**The request:** Copy out all lines where "page" appears.

☆ ☆ ☆ ☆ ☆ ☆ ☆

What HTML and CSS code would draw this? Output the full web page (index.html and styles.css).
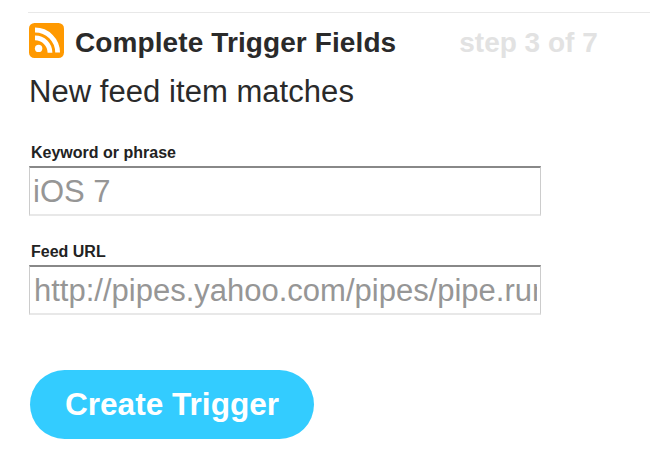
FILE: index.html
```html
<!DOCTYPE html>
<html lang="en">

<head>
    <link rel="stylesheet" href="styles.css">
    <title>Complete Trigger Fields</title>
</head>

<body>
    <div class="page">
        <div class="header">
            <svg class="feed-icon" viewBox="0 0 35 35">
                <rect width="35" height="35" rx="5.5" fill="#ff9900" />
                <circle cx="9.6" cy="25.4" r="3.7" fill="#fff" />
                <path d="M6 14.8a15 15 0 0 1 15 15" fill="none" stroke="#fff" stroke-width="4.8" />
                <path d="M6 7a22.6 22.6 0 0 1 22.6 22.6" fill="none" stroke="#fff" stroke-width="4.8" />
            </svg>
            <h1 class="title">Complete Trigger Fields</h1>
            <span class="step">step 3 of 7</span>
        </div>
        <h2 class="subtitle">New feed item matches</h2>
        <form class="fields">
            <div class="field">
                <label class="field-label">Keyword or phrase</label>
                <input class="field-input" type="text" value="iOS 7">
            </div>
            <div class="field">
                <label class="field-label">Feed URL</label>
                <input class="field-input field-input-url" type="text" value="http://pipes.yahoo.com/pipes/pipe.run?_id=1">
            </div>
            <button class="create-button" type="button">Create Trigger</button>
        </form>
    </div>
</body>

</html>
```

FILE: styles.css
```css
* {
    box-sizing: border-box;
    margin: 0;
    padding: 0;
}

body {
    background: white;
    color: #222;
    font-family: "Liberation Sans", Arial, sans-serif;
}

.page {
    margin-top: 12px;
    margin-left: 28px;
    padding-top: 10px;
    padding-left: 1px;
    border-top: 1px solid #e8e8e8;
}

.header {
    display: flex;
    align-items: center;
    height: 35px;
}

.feed-icon {
    width: 35px;
    height: 35px;
    flex-shrink: 0;
}

.title {
    margin-top: 4px;
    margin-left: 11px;
    font-size: 28px;
    letter-spacing: 0.1px;
    font-weight: bold;
    color: #2a2a2a;
}

.step {
    margin-top: 4px;
    margin-left: 63px;
    font-size: 28px;
    font-weight: bold;
    color: #e2e2e2;
}

.subtitle {
    margin-top: 16px;
    font-size: 31px;
    letter-spacing: 0.05px;
    line-height: 36px;
    font-weight: normal;
    color: #2a2a2a;
}

.fields {
    display: flex;
    flex-direction: column;
    align-items: flex-start;
    margin-top: 35px;
}

.field {
    margin-bottom: 28px;
}

.field-label {
    display: block;
    margin-left: 2px;
    margin-bottom: 5px;
    font-size: 16px;
    line-height: 16px;
    font-weight: bold;
}

.field-input {
    display: block;
    width: 512px;
    height: 50px;
    padding: 2px 3px 0;
    border: 1px solid #ccc;
    border-top: 2px solid #888;
    border-bottom: 2px solid #e8e8e8;
    font-family: inherit;
    font-size: 31px;
    color: #969696;
}

.field-input-url {
    padding-left: 4px;
}

.create-button {
    width: 284px;
    height: 69px;
    margin-top: 27px;
    margin-left: 1px;
    border: none;
    border-radius: 35px;
    background: #33ccff;
    color: white;
    font-family: inherit;
    font-size: 31.6px;
    font-weight: bold;
}
```
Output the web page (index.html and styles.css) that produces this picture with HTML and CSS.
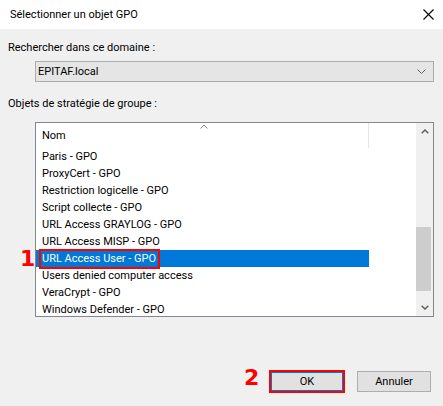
FILE: index.html
```html
<!DOCTYPE html>
<html lang="fr">
<head>
<meta charset="utf-8">
<title>Sélectionner un objet GPO</title>
<link rel="stylesheet" href="styles.css">
</head>
<body>
<div class="window">
  <div class="titlebar">
    <span class="title">Sélectionner un objet GPO</span>
    <svg class="close" width="11" height="11" viewBox="0 0 11 11"><path d="M0.5 0.5L10.5 10.5M10.5 0.5L0.5 10.5" stroke="#000" stroke-width="1.1" fill="none"/></svg>
  </div>
  <div class="body">
    <div class="label l1">Rechercher dans ce domaine :</div>
    <div class="combo">
      <span>EPITAF.local</span>
      <svg width="9" height="5" viewBox="0 0 9 5"><path d="M0.5 0.5L4.5 4.5L8.5 0.5" stroke="#606060" stroke-width="1" fill="none"/></svg>
    </div>
    <div class="label l2">Objets de stratégie de groupe :</div>
    <div class="listbox">
      <div class="listmain">
        <div class="header">
          <div class="col">
            <svg class="sort" width="8" height="5" viewBox="0 0 8 5"><path d="M0.5 4.5L4 1L7.5 4.5" stroke="#8a8a8a" stroke-width="1" fill="none"/></svg>
            <span>Nom</span>
          </div>
        </div>
        <div class="row">Paris - GPO</div>
        <div class="row">ProxyCert - GPO</div>
        <div class="row">Restriction logicelle - GPO</div>
        <div class="row">Script collecte - GPO</div>
        <div class="row">URL Access GRAYLOG - GPO</div>
        <div class="row">URL Access MISP - GPO</div>
        <div class="row sel"><span class="mark">URL Access User - GPO</span></div>
        <div class="row">Users denied computer access</div>
        <div class="row">VeraCrypt - GPO</div>
        <div class="row">Windows Defender - GPO</div>
      </div>
      <div class="scrollbar">
        <div class="arrow"><svg width="8" height="5" viewBox="0 0 8 5"><path d="M0.7 4.3L4 1L7.3 4.3" stroke="#606060" stroke-width="1.5" fill="none"/></svg></div>
        <div class="track"><div class="thumb"></div></div>
        <div class="arrow"><svg width="8" height="5" viewBox="0 0 8 5"><path d="M0.7 0.7L4 4L7.3 0.7" stroke="#606060" stroke-width="1.5" fill="none"/></svg></div>
      </div>
    </div>
    <div class="buttons">
      <div class="btn ok">OK</div>
      <div class="btn">Annuler</div>
    </div>
  </div>
  <div class="badge b1">1</div>
  <div class="badge b2">2</div>
</div>
</body>
</html>
```

FILE: styles.css
```css
* { box-sizing: border-box; }
html, body { margin: 0; padding: 0; }
body {
  width: 443px;
  height: 406px;
  background: #f0f0f0;
  font-family: Roboto, "Noto Sans", sans-serif;
  font-size: 11px;
  color: #000;
  overflow: hidden;
}
.window { position: relative; height: 406px; }
.titlebar {
  height: 29px;
  background: #fff;
  display: flex;
  align-items: center;
  justify-content: space-between;
  padding: 0 9px 0 10px;
}
.title { line-height: 16px; font-size: 11px; }
.close { display: block; }
.body { padding: 0 9px 0 8px; }
.label { line-height: 16px; }
.l1 { margin-top: 11px; }
.l2 { margin-top: 14px; }
.combo {
  margin: 5px 0 0 27px;
  height: 21px;
  background: #e5e5e5;
  border: 1px solid #acacac;
  display: flex;
  align-items: center;
  justify-content: space-between;
  padding: 0 7px 0 2px;
}
.combo svg { display: block; }
.listbox {
  margin: 10px 0 0 27px;
  height: 195px;
  border: 1px solid #828790;
  background: #fff;
  display: flex;
}
.listmain { flex: 1; overflow: hidden; }
.header { height: 25px; display: flex; }
.col {
  position: relative;
  width: 333px;
  border-right: 1px solid #e5e5e5;
  display: flex;
  align-items: center;
  padding-left: 6px;
}
.sort { position: absolute; top: 1px; left: 164px; }
.row {
  width: 333px;
  height: 17px;
  line-height: 17px;
  padding-left: 6px;
  white-space: nowrap;
}
.row.sel { background: #0078d7; color: #fff; }
.mark { position: relative; display: inline-block; }
.mark::after {
  content: "";
  position: absolute;
  left: -3px;
  right: -4px;
  top: -1px;
  bottom: -2px;
  border: 2px solid #f00;
}
.scrollbar {
  width: 17px;
  background: #f0f0f0;
  display: flex;
  flex-direction: column;
}
.arrow { height: 17px; display: flex; align-items: center; justify-content: center; }
.arrow svg { display: block; }
.track { flex: 1; }
.thumb { margin-top: 87px; height: 64px; width: 15px; background: #cdcdcd; }
.buttons {
  display: flex;
  justify-content: flex-end;
  gap: 13px;
  margin-top: 54px;
  padding-right: 3px;
}
.btn {
  width: 74px;
  height: 21px;
  background: #e1e1e1;
  border: 1px solid #adadad;
  display: flex;
  align-items: center;
  justify-content: center;
}
.btn.ok {
  border: 2px solid #0078d7;
  outline: 2px solid #f00;
  outline-offset: -1px;
}
.badge {
  position: absolute;
  font-family: "DejaVu Sans", sans-serif;
  font-weight: bold;
  font-size: 22px;
  line-height: 1;
  color: #f00;
}
.b1 { left: 20px; top: 248px; }
.b2 { left: 244px; top: 367px; }
```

☆ ☆ ☆ ☆ ☆ ☆ ☆

**Reply to the exercise:**
What HTML and CSS code would draw this? Output the full web page (index.html and styles.css).
    <div class="page">
.page {
Output the web page (index.html and styles.css) that produces this picture with HTML and CSS.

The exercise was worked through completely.